* _Your task_:
Give the number of lines in the listing that hold the word "size". Write nothing but that number.

* _Data extract_:
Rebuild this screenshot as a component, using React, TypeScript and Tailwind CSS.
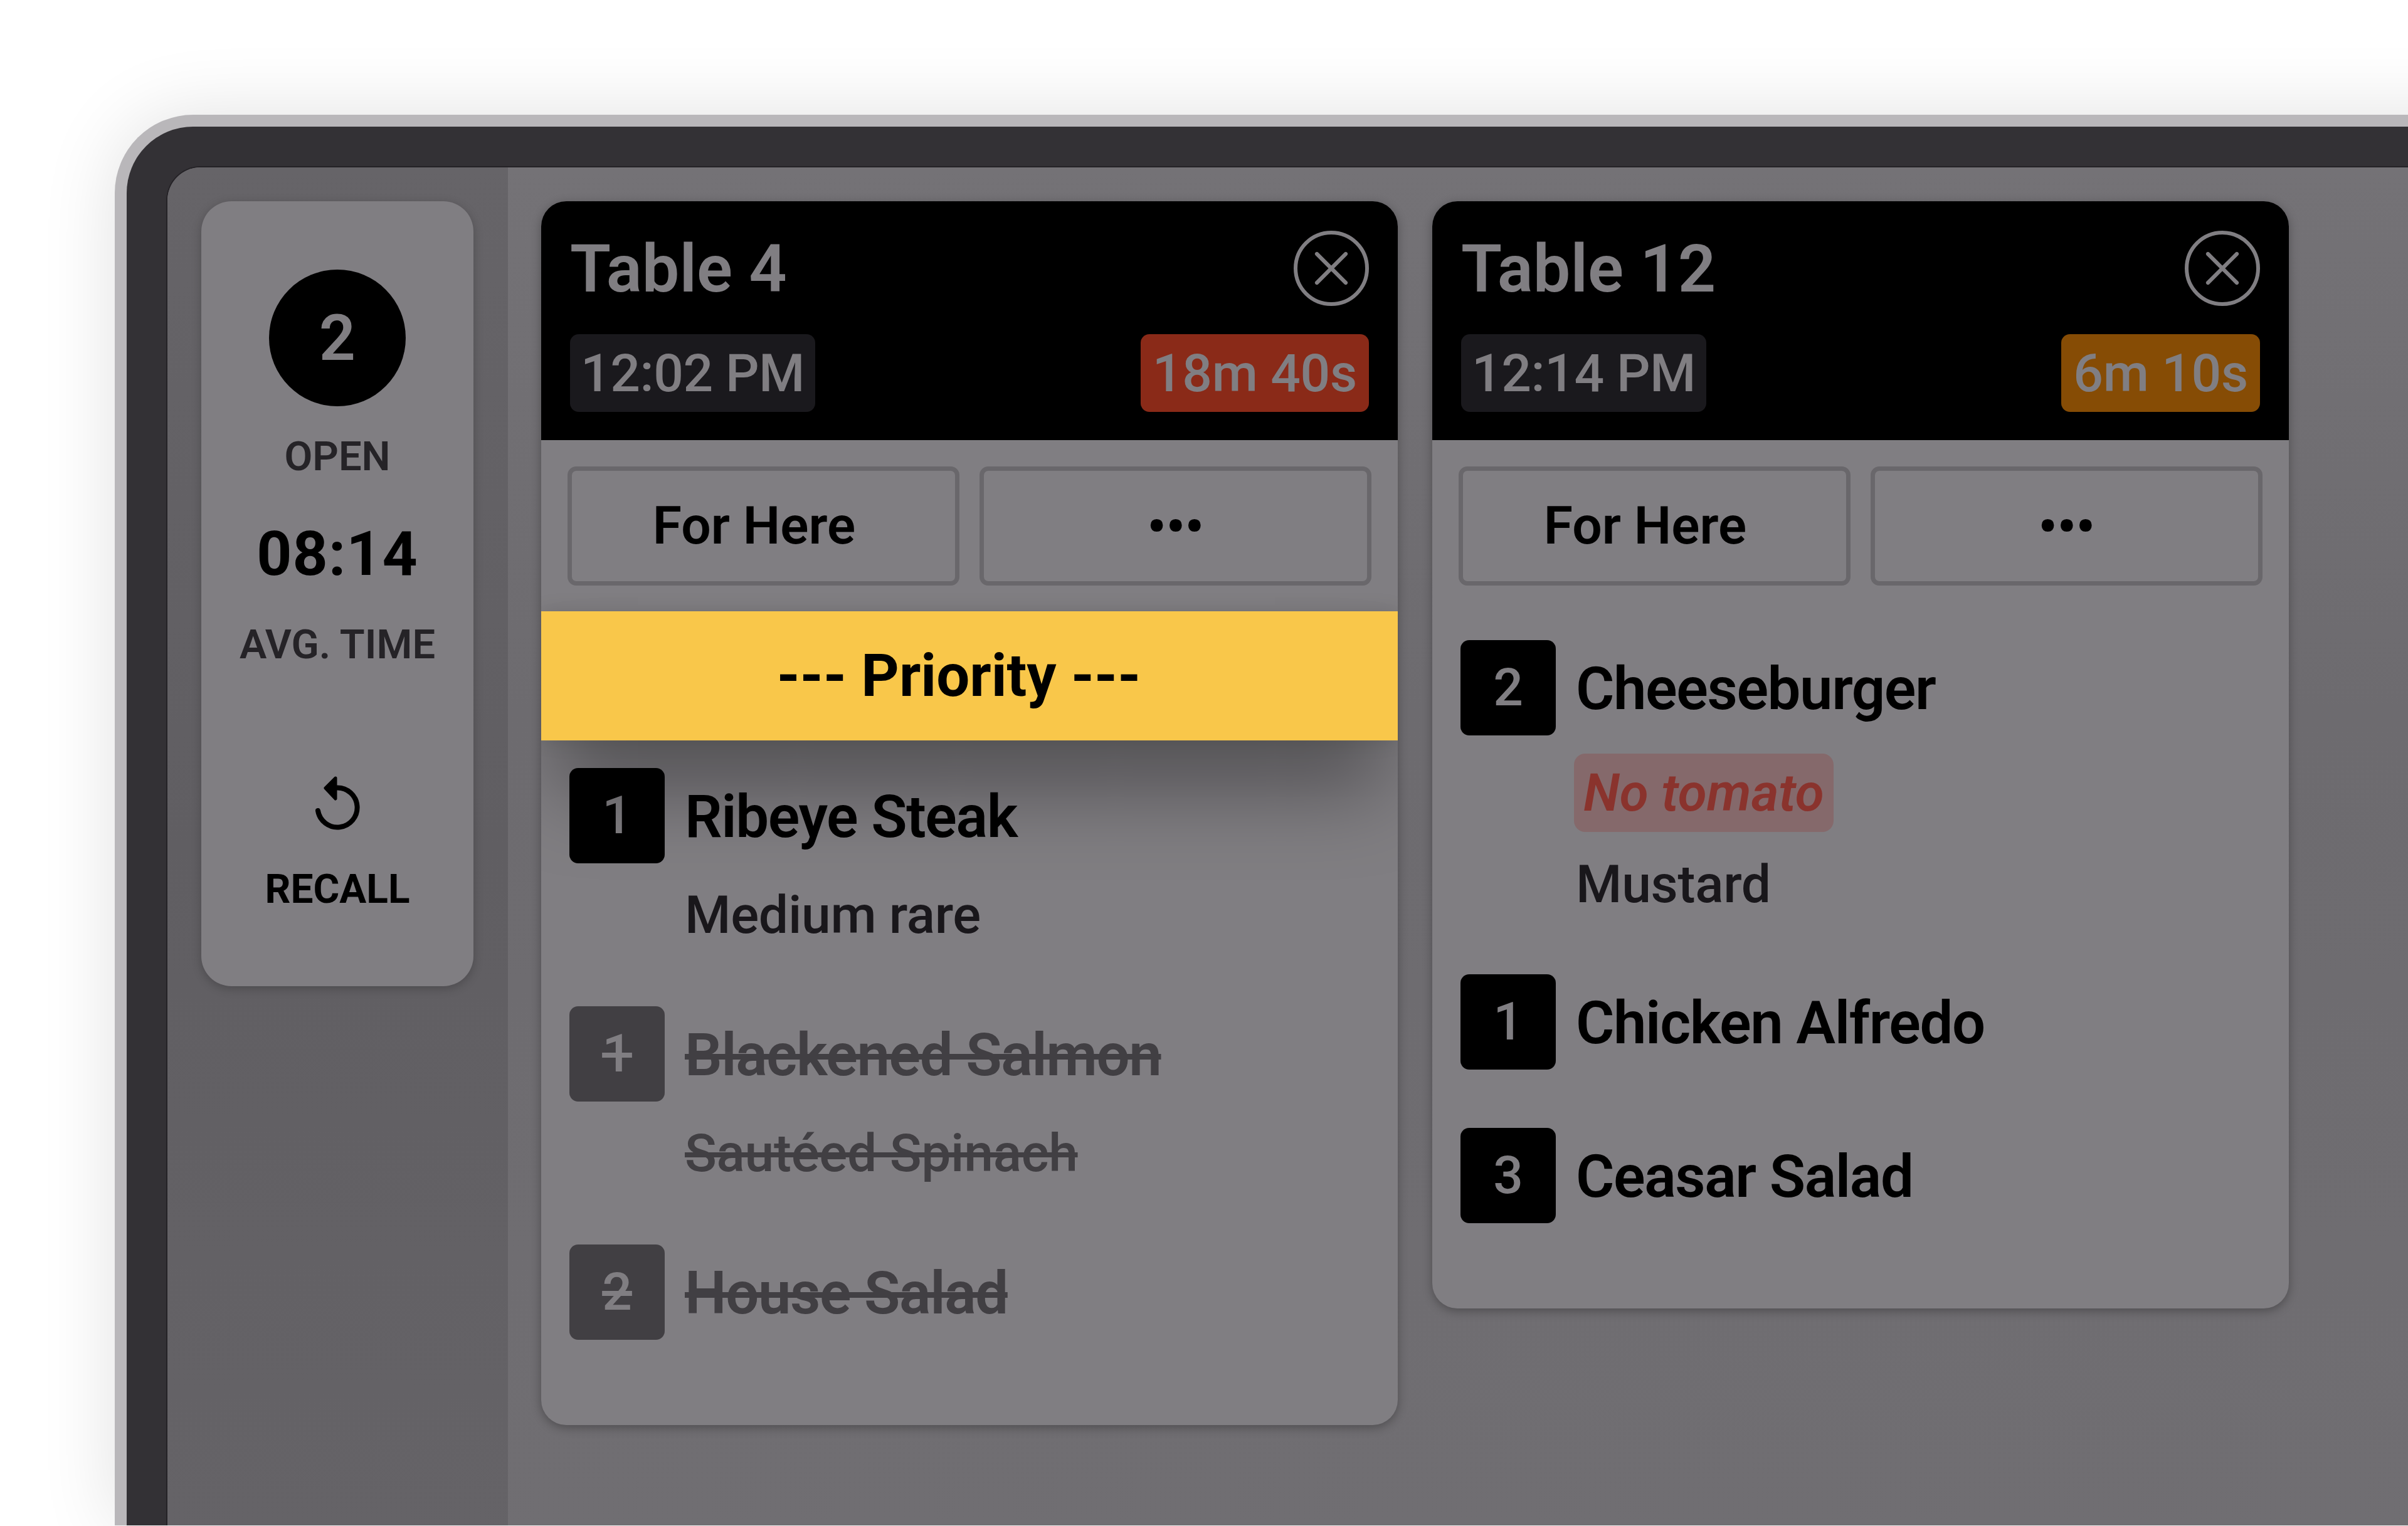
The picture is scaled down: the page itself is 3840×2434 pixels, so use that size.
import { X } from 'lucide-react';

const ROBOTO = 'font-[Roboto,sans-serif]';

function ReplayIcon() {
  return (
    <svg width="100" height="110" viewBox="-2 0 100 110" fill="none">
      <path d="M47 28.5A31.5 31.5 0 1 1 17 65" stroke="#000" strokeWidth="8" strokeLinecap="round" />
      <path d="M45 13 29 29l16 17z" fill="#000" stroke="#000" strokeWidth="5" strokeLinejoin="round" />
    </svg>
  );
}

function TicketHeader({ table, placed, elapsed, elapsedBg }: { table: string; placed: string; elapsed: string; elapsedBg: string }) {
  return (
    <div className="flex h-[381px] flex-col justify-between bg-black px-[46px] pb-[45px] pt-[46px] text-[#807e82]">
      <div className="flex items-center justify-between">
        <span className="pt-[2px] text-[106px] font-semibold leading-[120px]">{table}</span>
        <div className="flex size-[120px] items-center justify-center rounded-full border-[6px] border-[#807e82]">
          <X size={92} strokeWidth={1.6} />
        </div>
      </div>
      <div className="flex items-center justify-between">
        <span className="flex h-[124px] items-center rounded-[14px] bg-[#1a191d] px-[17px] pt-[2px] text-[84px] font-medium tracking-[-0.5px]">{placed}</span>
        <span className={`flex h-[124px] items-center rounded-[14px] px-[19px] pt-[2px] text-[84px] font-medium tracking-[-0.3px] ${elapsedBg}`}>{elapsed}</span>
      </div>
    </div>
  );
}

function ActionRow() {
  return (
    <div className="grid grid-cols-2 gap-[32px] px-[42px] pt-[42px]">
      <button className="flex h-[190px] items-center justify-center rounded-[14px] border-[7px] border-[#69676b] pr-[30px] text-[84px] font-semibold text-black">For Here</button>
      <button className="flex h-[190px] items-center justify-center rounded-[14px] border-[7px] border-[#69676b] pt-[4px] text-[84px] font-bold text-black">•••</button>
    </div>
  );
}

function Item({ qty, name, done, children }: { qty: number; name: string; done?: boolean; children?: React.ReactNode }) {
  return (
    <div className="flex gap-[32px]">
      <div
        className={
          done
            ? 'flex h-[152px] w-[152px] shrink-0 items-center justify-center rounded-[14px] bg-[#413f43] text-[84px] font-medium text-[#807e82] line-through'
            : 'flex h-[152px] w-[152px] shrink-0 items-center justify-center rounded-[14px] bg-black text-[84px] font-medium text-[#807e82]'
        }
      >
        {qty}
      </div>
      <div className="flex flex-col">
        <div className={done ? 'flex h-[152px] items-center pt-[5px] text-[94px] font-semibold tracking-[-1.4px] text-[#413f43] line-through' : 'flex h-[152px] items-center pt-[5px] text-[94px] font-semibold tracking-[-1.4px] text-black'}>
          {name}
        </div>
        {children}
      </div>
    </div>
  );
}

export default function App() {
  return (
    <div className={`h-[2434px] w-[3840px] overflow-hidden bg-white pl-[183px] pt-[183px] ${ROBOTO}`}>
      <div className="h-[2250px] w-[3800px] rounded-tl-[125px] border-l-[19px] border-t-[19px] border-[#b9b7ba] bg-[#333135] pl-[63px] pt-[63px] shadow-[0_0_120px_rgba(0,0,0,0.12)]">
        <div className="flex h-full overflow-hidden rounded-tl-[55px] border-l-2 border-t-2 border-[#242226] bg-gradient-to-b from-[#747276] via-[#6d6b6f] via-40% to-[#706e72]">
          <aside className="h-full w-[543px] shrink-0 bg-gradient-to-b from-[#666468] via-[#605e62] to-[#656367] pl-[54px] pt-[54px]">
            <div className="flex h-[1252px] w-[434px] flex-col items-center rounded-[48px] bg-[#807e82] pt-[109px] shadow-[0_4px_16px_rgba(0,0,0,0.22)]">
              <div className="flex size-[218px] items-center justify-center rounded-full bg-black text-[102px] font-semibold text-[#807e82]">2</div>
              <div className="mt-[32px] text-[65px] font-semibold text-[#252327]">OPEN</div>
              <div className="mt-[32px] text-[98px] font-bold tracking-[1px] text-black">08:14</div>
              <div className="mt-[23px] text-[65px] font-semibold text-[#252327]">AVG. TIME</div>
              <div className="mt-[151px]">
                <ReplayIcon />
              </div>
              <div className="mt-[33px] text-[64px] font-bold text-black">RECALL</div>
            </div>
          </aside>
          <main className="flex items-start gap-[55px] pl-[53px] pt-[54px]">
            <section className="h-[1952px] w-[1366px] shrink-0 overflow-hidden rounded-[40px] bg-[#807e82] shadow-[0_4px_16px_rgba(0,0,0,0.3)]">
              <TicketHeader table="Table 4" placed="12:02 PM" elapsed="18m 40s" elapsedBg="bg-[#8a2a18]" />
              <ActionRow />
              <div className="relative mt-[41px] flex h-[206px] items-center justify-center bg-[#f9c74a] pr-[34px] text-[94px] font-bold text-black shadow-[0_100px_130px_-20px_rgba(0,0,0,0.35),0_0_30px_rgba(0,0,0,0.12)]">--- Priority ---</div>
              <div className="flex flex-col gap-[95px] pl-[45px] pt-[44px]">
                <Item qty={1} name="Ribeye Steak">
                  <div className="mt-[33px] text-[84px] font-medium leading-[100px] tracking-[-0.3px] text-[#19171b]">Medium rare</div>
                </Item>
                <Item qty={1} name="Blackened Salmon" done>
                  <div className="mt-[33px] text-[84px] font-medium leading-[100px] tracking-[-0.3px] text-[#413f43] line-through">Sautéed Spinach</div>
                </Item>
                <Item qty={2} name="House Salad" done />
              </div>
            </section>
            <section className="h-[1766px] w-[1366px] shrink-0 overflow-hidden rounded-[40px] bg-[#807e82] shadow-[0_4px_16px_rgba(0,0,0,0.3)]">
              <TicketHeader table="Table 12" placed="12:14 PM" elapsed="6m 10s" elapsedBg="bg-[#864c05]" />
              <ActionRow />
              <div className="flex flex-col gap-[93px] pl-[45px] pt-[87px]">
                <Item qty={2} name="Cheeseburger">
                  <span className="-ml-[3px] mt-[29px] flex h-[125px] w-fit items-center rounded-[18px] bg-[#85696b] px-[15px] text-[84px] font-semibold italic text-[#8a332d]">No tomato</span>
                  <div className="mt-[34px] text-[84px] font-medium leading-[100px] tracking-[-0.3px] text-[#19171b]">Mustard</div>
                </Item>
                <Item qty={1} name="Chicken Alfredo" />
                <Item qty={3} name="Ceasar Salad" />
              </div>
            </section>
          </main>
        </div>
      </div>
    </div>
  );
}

* _The answer_:
4